Mary’s paintings also hang in Down Creek Gallery, where she’ll be having an art opening reception (free wine and snacks; live music, too!) on July 19th from 5 – 8 p.m.

“I like creating with my hands,” she said. “It’s satisfaction for me. I’m just so grateful others like and appreciate what I do.” 

Mary works fulltime as an artist now, although she also frequently babysits for her adorable 3 year-old granddaughter, Emma, who lives in Kill Devil Hills.

Debbie Wells
Debbie Wells

 

For over a decade, Debbie Wells has provided artwork for the café’s upstairs dining room. In the paintings and boxes now hanging, you can see some different styles and materials that Debbie has worked with over the years.

Debbie’s been painting for about twenty years, ever since a wonderful trip to Santa Fe inspired her. She started off with watercolors, then started working with gouache (that’s French for opaque watercolors), and then acrylics on wood. 

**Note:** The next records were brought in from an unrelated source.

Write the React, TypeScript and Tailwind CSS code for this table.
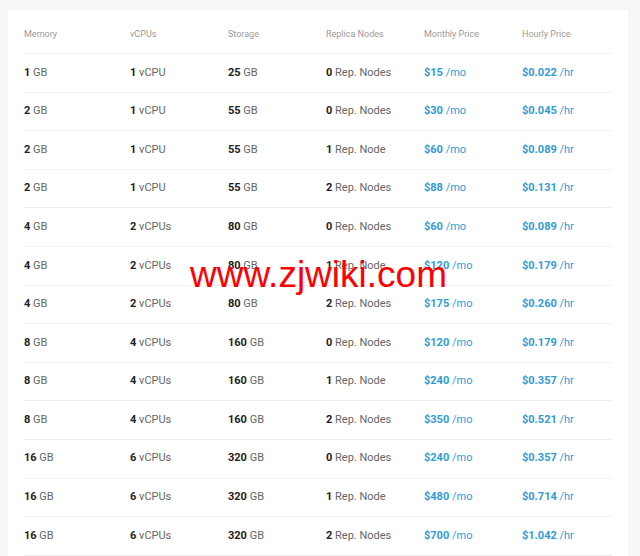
const rows: [number, number, number, number, number, string][] = [
  [1, 1, 25, 0, 15, '0.022'],
  [2, 1, 55, 0, 30, '0.045'],
  [2, 1, 55, 1, 60, '0.089'],
  [2, 1, 55, 2, 88, '0.131'],
  [4, 2, 80, 0, 60, '0.089'],
  [4, 2, 80, 1, 120, '0.179'],
  [4, 2, 80, 2, 175, '0.260'],
  [8, 4, 160, 0, 120, '0.179'],
  [8, 4, 160, 1, 240, '0.357'],
  [8, 4, 160, 2, 350, '0.521'],
  [16, 6, 320, 0, 240, '0.357'],
  [16, 6, 320, 1, 480, '0.714'],
  [16, 6, 320, 2, 700, '1.042'],
];

const cols = ['w-[106px]', 'w-[98px]', 'w-[98px]', 'w-[98px]', 'w-[98px]', 'flex-1'];
const heads = ['Memory', 'vCPUs', 'Storage', 'Replica Nodes', 'Monthly Price', 'Hourly Price'];

export default function App() {
  return (
    <div className="relative h-[556px] w-[640px] overflow-hidden bg-[#f6f6f6] pt-[10px] pl-[8px] font-['Roboto',sans-serif]">
      <div className="w-[620px] bg-white px-[16px]">
        <div className="flex h-[44px] items-center border-b border-[#eeeeee] pt-[6px] text-[9px] text-[#9a9a9a]">
          {heads.map((h, i) => (
            <div key={h} className={cols[i]}>{h}</div>
          ))}
        </div>
        {rows.map((r, idx) => (
          <div key={idx} className="flex h-[38.6px] items-center border-b border-[#eeeeee] text-[11px] text-[#666666]">
            <div className={cols[0]}><b className="font-bold text-[#222]">{r[0]}</b> GB</div>
            <div className={cols[1]}><b className="font-bold text-[#222]">{r[1]}</b> {r[1] === 1 ? 'vCPU' : 'vCPUs'}</div>
            <div className={cols[2]}><b className="font-bold text-[#222]">{r[2]}</b> GB</div>
            <div className={cols[3]}><b className="font-bold text-[#222]">{r[3]}</b> {r[3] === 1 ? 'Rep. Node' : 'Rep. Nodes'}</div>
            <div className={cols[4] + ' text-[#2f9bd6]'}><b className="font-bold">${r[4]}</b> /mo</div>
            <div className={cols[5] + ' text-[#2f9bd6]'}><b className="font-bold">${r[5]}</b> /hr</div>
          </div>
        ))}
      </div>
      <div className="absolute left-[190px] top-[255px] font-['Liberation_Sans',sans-serif] text-[37px] leading-[40px] text-[#f00]">
        www.zjwiki.com
      </div>
    </div>
  );
}
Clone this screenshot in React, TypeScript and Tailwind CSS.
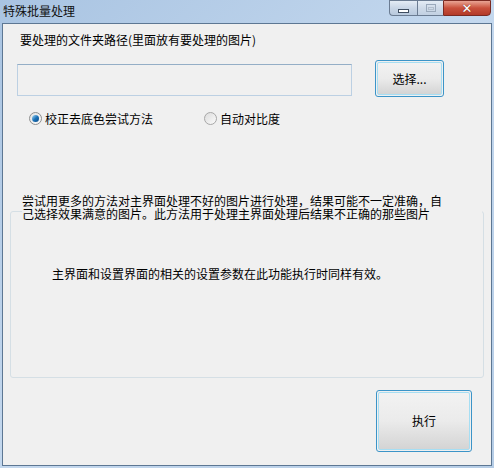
export default function App() {
  const font = { fontFamily: '"Noto Sans CJK SC", "Noto Sans", sans-serif' }

  return (
    <div
      className="w-[494px] h-[468px] flex flex-col bg-gradient-to-br from-[#a9c4e2] via-[#c4d8ee] to-[#b6cde6] overflow-hidden text-black"
      style={font}
    >
      {/* title bar */}
      <div className="h-[23px] flex items-start">
        <div className="pl-[3px] pt-[3px] text-[12px] leading-[15px] text-[#111]">特殊批量处理</div>
        <div className="ml-auto mr-[3px] flex h-[16px]">
          <div className="w-[28px] h-full border border-[#6b7c92] border-r-0 rounded-bl-[4px] bg-gradient-to-b from-[#e4ecf5] via-[#c9d6e6] to-[#b8c9dd] flex items-center justify-center">
            <div className="w-[11px] h-[4px] mt-[5px] border border-[#3e4d60] bg-white" />
          </div>
          <div className="w-[26px] h-full border border-[#6b7c92] border-r-0 bg-gradient-to-b from-[#e4ecf5] via-[#cfdbe9] to-[#c1d0e2] flex items-center justify-center">
            <div className="w-[10px] h-[8px] border border-[#9aa9bb] flex items-center justify-center">
              <div className="w-[6px] h-[3px] border border-[#b3bfcd]" />
            </div>
          </div>
          <div className="w-[48px] h-full border border-[#7a2a22] rounded-br-[4px] bg-gradient-to-b from-[#e8a494] via-[#c9503c] to-[#b33a28] flex items-center justify-center">
            <span className="text-white text-[13px] leading-none font-bold" style={{ fontFamily: '"DejaVu Sans", sans-serif', textShadow: '0 0 1px #5a1a10' }}>
              ✕
            </span>
          </div>
        </div>
      </div>

      {/* client area */}
      <div className="ml-[2px] mr-[2px] mb-[2px] flex-1 border border-[#5d7793] bg-[#f0f0f0] flex flex-col text-[12px]">
        <div className="ml-[17px] mt-[8px] leading-[15px]">要处理的文件夹路径(里面放有要处理的图片)</div>

        <div className="flex items-start mt-[13px]">
          <div className="ml-[14px] mt-[4px] w-[335px] h-[32px] bg-[#f0f0f0] border border-[#bcd0e3] border-t-[#94aec6]" />
          <button className="ml-[23px] w-[69px] h-[37px] rounded-[3px] border border-[#3c94c8] p-[1px]">
            <div className="w-full h-full rounded-[2px] border border-[#a6def3] bg-gradient-to-b from-[#f2f2f2] via-[#ebebeb] to-[#d4d4d4] flex items-center justify-center leading-none">
              选择...
            </div>
          </button>
        </div>

        <div className="flex items-center mt-[14px] h-[15px]">
          <div className="ml-[26px] w-[13px] h-[13px] rounded-full border border-[#8e8f8f] bg-gradient-to-br from-[#e3e3e3] to-[#fafafa] flex items-center justify-center">
            <div className="w-[7px] h-[7px] rounded-full bg-gradient-to-br from-[#9fdcf6] via-[#1c73b8] to-[#0a4a87]" />
          </div>
          <span className="ml-[3px] leading-[15px]">校正去底色尝试方法</span>
          <div className="ml-[51px] w-[13px] h-[13px] rounded-full border border-[#a7a7a7] bg-gradient-to-br from-[#dcdcdc] to-[#fbfbfb]" />
          <span className="ml-[3px] leading-[15px]">自动对比度</span>
        </div>

        <div className="relative mt-[85px] mx-[7px] h-[167px] rounded-[3px] border border-[#d5dfe5]">
          <div className="absolute left-[11px] top-[-18px] w-[460px] bg-[#f0f0f0] leading-[13px]">
            尝试用更多的方法对主界面处理不好的图片进行处理，结果可能不一定准确，自
            <br />
            己选择效果满意的图片。此方法用于处理主界面处理后结果不正确的那些图片
          </div>
          <div className="absolute left-[41px] top-[54px] leading-[15px]">
            主界面和设置界面的相关的设置参数在此功能执行时同样有效。
          </div>
        </div>

        <div className="flex mt-[12px]">
          <button className="ml-auto mr-[19px] w-[96px] h-[62px] rounded-[3px] border border-[#3c94c8] p-[1px]">
            <div className="w-full h-full rounded-[2px] border border-[#a6def3] bg-gradient-to-b from-[#f2f2f2] via-[#ebebeb] to-[#d4d4d4] flex items-center justify-center leading-none">
              执行
            </div>
          </button>
        </div>
      </div>
    </div>
  )
}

“I love working on wood board,” she said. “I like the surface texture for painting.”

Also at the Café are some 12” x 12” unglazed ceramic tiles that the late Tom Leonard gave her years ago. She painted them with mandela-inspired designs and says the square format was fun to work with.

Debbie had started painting and showed her work at the Back Porch Restaurant back when she owned it, but when Daphne and Howard Bennink bought the restaurant in 1997, she was able to become a fulltime artist.

A Feast for the Senses

“I’m happiest when I’m making art,” she said. “It’s really satisfying. It nourishes me.”

In the past few years the economy has made it harder to survive as an artist. Debbie decided to turn her big studio into a weekly rental, and moved her art supplies into a smaller outbuilding.

“I’m still doing art. I stay at it and still have the dream of going back to it fulltime,” she said.

Although most of her artwork is at the Café or her home studio, Debbie and her artist friends (Bob Ray, Barbara Hardy, Roy Revels and Ann Ehringhaus) have organized five shows together on the island. One was at the dump; another was at the beach.

Debbie has also added her painterly touch to the ladies' room at the Back Porch and recently collaborated with Len Skinner on the throne for a school/community production of Macbeth. She and Len also made a map of Ocracoke and postcards that are available at local shops, and she decorates little tin boxes for sale at Books to Be Red and Secret Garden Gallery.

She’s done some design work on Ocracoke houses – she got lots of calls after her own house was on the historic home tour several years ago. 

“I’m still always working on my house,” she said. “It’s really fun and now I’m into outdoor art projects.”

She recently scored an old outhouse that once belonged to Sam Jones, and installed it in her yard near the chicken coop. Debbie’s chicken coop is, by the way, a wonder to behold. I wish my house were that beautiful.

A Feast for the Senses

Debbie says that although she still enjoys doing the landscape paintings that she started out with, much of her recent work has been smaller. The size of her new studio has made her think small, but also, she says, small stuff is what’s selling. She’s sold three pieces already this year from the Café collection.

But mostly, she’s moved away from paintings to “anything with an iconic feel.”

“My newer pieces have more dimensions; they are visually and conceptually more interesting to me,” she said. 

Her recent subjects have interesting imagery that she likes to explore, including a series of works with animals. Her cash cow icon at the Café was inspired by another cow – a large papier-mache one covered in advertising that she made for the dump art show.

A Feast for the Senses

“The cow symbol is related to my interest in food,” she said. “I was thinking about how cows are sacred in other cultures, but we see our animals as commerce."

At the Café are some of her egg boxes, in which she uses actual emu eggs. The eggs represent so much that Debbie considers important – chickens, life, fertility, divinity, and, above all, femininity.

“There’s not enough of a female voice in the world,” she said.

A Feast for the Senses

Debbie is happy that her artwork can find a place in the Café. She has a longtime connection with Ruth – they met in their twenties and worked in the kitchen together at the Back Porch.

“Ruth is one of my first close friends on Ocracoke, and that makes me happy, knowing that I’ve had a friend in my life for over 30 years and we’re still doing stuff together,” she said.

“I love being at the Café and being part of her beautiful work,” Debbie said, referring to Ruth’s culinary talents. “She’s the draw; we’re just the decoration.”